Nie zapominajmy również o ciągłym monitorowaniu i optymalizacji. Analizuj dane dotyczące kosztów, czasów dostaw, opinii klientów. Być może przewoźnik, który był najlepszy rok temu, dzisiaj już nim nie jest. Rynek usług kurierskich jest dynamiczny, dlatego warto trzymać rękę na pulsie.
Wyzwania? Oczywiście, ale do pokonania
Wprowadzenie strategii multicarrier nie jest pozbawione pewnych wyzwań. Zarządzanie wieloma umowami, odmiennymi systemami śledzenia przesyłek czy różnymi standardami obsługi klienta może początkowo wydawać się przytłaczające. Pojawia się pytanie: jak utrzymać spójność i kontrolę nad całym procesem?
Czy multicarrier shipping to strategia dla Ciebie?
Podsumowując, multicarrier shipping to podejście, które oferuje szereg korzyści, szczególnie dla firm z rosnącym wolumenem wysyłek i zróżnicowanymi potrzebami logistycznymi. Pozwala na optymalizację kosztów, zwiększenie elastyczności, minimalizację ryzyka i, co najważniejsze, podniesienie satysfakcji klientów.

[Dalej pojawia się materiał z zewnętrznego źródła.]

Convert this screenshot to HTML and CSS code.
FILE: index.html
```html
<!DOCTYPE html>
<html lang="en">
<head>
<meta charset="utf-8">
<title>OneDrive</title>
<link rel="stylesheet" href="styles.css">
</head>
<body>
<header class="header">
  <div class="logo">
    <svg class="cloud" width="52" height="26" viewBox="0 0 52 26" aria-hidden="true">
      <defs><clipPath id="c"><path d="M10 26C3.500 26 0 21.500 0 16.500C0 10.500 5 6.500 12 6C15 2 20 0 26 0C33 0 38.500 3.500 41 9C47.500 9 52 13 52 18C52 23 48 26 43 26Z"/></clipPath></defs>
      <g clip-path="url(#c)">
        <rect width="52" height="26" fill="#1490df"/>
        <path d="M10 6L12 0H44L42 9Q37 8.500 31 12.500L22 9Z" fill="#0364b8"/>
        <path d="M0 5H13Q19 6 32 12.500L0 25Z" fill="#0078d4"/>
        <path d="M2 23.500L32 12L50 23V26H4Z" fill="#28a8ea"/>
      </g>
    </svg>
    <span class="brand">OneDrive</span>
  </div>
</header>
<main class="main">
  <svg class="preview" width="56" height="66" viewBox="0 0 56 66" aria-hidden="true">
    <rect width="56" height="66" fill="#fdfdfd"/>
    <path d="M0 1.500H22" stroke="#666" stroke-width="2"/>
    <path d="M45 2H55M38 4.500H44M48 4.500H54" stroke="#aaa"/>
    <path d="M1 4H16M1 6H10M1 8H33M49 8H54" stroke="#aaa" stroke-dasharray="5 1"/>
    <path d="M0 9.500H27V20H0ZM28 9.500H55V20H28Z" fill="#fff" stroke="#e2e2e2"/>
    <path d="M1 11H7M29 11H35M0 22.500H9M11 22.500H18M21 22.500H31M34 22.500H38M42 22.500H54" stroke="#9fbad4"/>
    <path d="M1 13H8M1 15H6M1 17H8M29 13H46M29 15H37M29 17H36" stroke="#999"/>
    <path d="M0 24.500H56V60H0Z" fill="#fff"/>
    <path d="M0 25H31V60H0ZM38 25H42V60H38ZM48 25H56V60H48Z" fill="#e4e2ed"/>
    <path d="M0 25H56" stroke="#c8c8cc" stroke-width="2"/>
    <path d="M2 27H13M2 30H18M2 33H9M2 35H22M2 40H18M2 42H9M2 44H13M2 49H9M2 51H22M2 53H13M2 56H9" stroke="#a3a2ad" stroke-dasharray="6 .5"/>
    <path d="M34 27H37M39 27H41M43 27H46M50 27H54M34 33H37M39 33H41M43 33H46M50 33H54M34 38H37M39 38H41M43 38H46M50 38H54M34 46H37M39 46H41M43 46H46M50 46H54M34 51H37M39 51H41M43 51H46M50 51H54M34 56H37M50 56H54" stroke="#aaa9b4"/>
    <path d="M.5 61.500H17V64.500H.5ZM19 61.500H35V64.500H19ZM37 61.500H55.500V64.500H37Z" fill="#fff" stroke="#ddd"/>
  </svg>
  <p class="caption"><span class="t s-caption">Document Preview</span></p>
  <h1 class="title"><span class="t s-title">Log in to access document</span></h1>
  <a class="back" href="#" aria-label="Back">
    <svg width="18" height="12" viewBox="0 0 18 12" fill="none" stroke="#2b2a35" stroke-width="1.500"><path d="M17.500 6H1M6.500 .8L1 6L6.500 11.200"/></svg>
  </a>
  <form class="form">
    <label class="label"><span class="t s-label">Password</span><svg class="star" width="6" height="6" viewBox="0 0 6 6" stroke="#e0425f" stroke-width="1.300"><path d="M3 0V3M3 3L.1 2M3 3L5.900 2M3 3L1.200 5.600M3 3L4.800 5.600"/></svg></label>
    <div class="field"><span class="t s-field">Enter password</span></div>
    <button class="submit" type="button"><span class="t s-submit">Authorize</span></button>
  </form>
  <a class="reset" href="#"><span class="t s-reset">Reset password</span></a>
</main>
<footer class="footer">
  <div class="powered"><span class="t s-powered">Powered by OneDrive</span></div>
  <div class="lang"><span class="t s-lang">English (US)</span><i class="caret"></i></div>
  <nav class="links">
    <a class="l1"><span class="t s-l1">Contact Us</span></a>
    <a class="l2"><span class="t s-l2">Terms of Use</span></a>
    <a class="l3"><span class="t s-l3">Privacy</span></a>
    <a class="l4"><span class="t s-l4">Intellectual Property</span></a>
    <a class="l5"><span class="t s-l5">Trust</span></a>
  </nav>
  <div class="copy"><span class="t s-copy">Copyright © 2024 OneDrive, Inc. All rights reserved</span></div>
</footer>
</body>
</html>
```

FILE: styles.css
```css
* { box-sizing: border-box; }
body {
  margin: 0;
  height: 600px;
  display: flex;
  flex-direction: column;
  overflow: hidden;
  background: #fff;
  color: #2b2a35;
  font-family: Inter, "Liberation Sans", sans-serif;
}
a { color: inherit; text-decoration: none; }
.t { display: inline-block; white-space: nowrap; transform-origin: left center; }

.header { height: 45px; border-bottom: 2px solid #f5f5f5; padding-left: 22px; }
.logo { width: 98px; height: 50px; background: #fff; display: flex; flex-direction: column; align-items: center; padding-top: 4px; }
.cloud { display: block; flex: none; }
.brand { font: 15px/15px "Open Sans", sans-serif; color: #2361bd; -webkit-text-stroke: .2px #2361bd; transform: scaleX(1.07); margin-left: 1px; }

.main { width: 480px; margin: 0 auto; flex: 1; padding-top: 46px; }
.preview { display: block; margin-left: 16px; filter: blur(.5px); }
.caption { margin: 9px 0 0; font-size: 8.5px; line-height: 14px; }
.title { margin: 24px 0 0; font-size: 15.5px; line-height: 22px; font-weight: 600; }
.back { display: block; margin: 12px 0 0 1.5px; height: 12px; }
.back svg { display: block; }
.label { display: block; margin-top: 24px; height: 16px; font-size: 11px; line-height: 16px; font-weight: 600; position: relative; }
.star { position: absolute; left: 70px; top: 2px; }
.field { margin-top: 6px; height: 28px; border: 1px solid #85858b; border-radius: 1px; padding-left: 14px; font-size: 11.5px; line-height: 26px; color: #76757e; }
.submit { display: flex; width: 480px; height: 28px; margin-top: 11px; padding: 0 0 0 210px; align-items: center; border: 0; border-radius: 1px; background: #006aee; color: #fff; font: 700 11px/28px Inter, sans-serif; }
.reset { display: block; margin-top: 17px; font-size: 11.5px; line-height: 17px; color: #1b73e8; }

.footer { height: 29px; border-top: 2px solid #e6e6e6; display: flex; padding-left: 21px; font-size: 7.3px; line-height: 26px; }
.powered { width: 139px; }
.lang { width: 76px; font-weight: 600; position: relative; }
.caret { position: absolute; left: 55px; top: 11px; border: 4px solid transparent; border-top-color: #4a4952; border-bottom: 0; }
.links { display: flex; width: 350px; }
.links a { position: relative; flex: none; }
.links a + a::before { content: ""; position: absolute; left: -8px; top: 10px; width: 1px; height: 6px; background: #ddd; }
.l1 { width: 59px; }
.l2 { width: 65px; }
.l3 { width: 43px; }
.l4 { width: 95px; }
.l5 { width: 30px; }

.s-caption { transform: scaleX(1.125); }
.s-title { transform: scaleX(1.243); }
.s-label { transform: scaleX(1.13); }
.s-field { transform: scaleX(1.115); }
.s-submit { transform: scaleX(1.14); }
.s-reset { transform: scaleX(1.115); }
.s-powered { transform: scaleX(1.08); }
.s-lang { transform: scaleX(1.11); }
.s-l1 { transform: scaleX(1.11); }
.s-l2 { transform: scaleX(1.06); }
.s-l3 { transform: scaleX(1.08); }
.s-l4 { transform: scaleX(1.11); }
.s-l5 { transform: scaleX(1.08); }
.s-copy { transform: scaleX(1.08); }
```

Oczywiście, nie jest to rozwiązanie typu „jeden rozmiar dla wszystkich”. Małe firmy, wysyłające sporadycznie niewielkie ilości paczek, mogą nie odczuć potrzeby dywersyfikacji przewoźników. Jednak dla większości dynamicznie rozwijających się biznesów e-commerce, zwłaszcza tych z ambicjami międzynarodowymi, multicarrier shipping staje się nie tyle opcją, co koniecznością. Warto więc przynajmniej rozważyć tę strategię i zastanowić się, czy nie nadszedł czas, by poszerzyć swoje logistyczne horyzonty.